Of billboards and receipts | Inquirer Opinion
No Free Lunch

Of billboards and receipts

Following my series of articles on buses plying Epifanio de los Santos Avenue (Edsa) and traffic management thereon, readers have asked me to write about their own pet concerns, especially their everyday experiences as commuters.  A number expressed concern about the far too excessive number of advertising billboards along Edsa, the South Luzon Expressway, and other thoroughfares elsewhere.  Metro Manila Development Authority (MMDA) Chair Francis Tolentino told me that at its peak, there were over 2,000 of such billboards along the 23-kilometer stretch of Edsa alone,  an average of 86 billboards per kilometer stretch!

Thankfully, the MMDA under Tolentino is now determined to rid Edsa of these billboards and other road distractions.  So if you notice those gigantic billboards diminishing in number and gradually disappearing, now you know why.  Tolentino called my attention to the fact that the humongous billboard along the southbound lane of Guadalupe Bridge in Makati has been gone for some time now, thereby making the beautiful steeple of the San Carlos Seminary visible to passersby once again.
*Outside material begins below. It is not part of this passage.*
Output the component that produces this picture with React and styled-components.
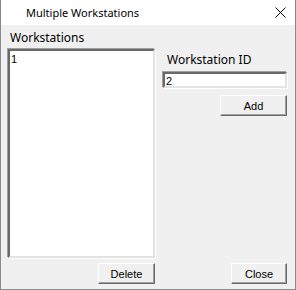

One reader suggests that rather than have private companies seek public attention through such billboards, they could be encouraged to adopt an overpass or stretches of highway instead, by painting them and maintaining their cleanliness.  Such an “adopt-a-highway” program appears fairly common in the United States and other countries I have visited. These companies may be granted the desired credit or recognition by permitting them a small space to be recognized for their civic-minded contribution to the public good.  She argues, “This would build more goodwill and will create a good impression on the public for these companies, much more than when they inflict on us their huge ads that only sow ugliness on our streets.”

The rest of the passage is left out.